• [What is asked]
Identify each line containing the word "styled" and copy it.

• [Material provided]
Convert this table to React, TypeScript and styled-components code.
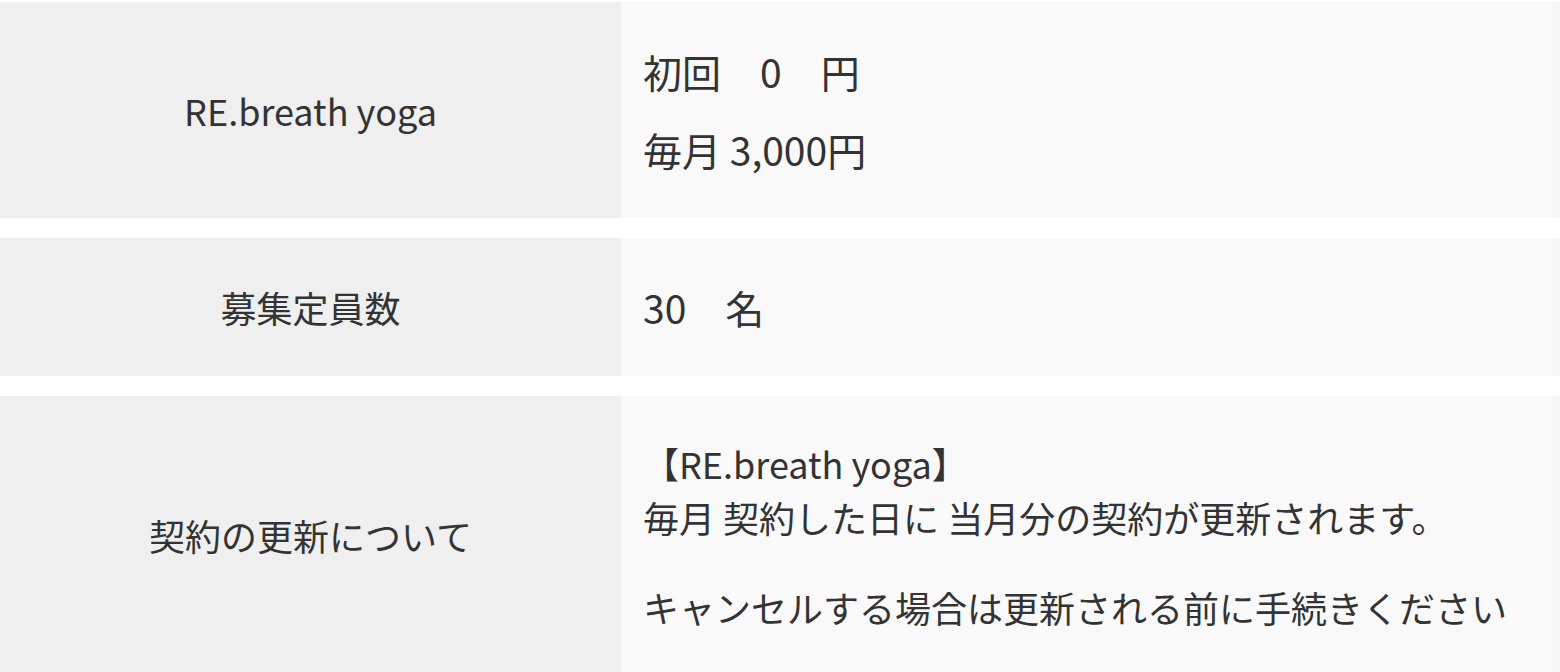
import styled, { createGlobalStyle } from "styled-components";

const GlobalStyle = createGlobalStyle`
  html, body {
    margin: 0;
    padding: 0;
    background: #ffffff;
  }
  body {
    font-family: "Noto Sans CJK JP", "Noto Sans", sans-serif;
    color: #333333;
  }
`;

const Table = styled.div`
  display: flex;
  flex-direction: column;
  gap: 20px;
  padding-top: 2px;
  width: 1560px;
`;

const Row = styled.div`
  display: grid;
  grid-template-columns: 621px 1fr;
`;

const Label = styled.div`
  background: #efefef;
  display: flex;
  align-items: center;
  justify-content: center;
  font-size: 36px;
  line-height: 54px;
`;

const Value = styled.div<{ $top: number; $bottom: number; $size?: number }>`
  background: #f9f9f9;
  padding: ${(p) => p.$top}px 22px ${(p) => p.$bottom}px;
  font-size: ${(p) => p.$size ?? 36}px;
  line-height: 54px;
  border-right: 7px solid #f7f7f7;
`;

const Line = styled.p<{ $gap?: number }>`
  margin: 0;
  margin-top: ${(p) => p.$gap ?? 0}px;
  white-space: pre;
`;

export default function App() {
  return (
    <>
      <GlobalStyle />
      <Table>
        <Row>
          <Label>RE.breath yoga</Label>
          <Value $top={42} $bottom={42} $size={39}>
            <Line>{"初回\u30000\u3000円"}</Line>
            <Line $gap={24}>毎月 3,000円</Line>
          </Value>
        </Row>
        <Row>
          <Label>募集定員数</Label>
          <Value $top={42} $bottom={42} $size={39}>
            <Line>{"30\u3000名"}</Line>
          </Value>
        </Row>
        <Row>
          <Label>契約の更新について</Label>
          <Value $top={40} $bottom={40}>
            <Line>【RE.breath yoga】</Line>
            <Line>毎月 契約した日に 当月分の契約が更新されます。</Line>
            <Line $gap={36}>キャンセルする場合は更新される前に手続きください</Line>
          </Value>
        </Row>
      </Table>
    </>
  );
}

• [Answer to this exercise]
Convert this table to React, TypeScript and styled-components code.
import styled, { createGlobalStyle } from "styled-components";
const Table = styled.div`
const Row = styled.div`
const Label = styled.div`
const Value = styled.div<{ $top: number; $bottom: number; $size?: number }>`
const Line = styled.p<{ $gap?: number }>`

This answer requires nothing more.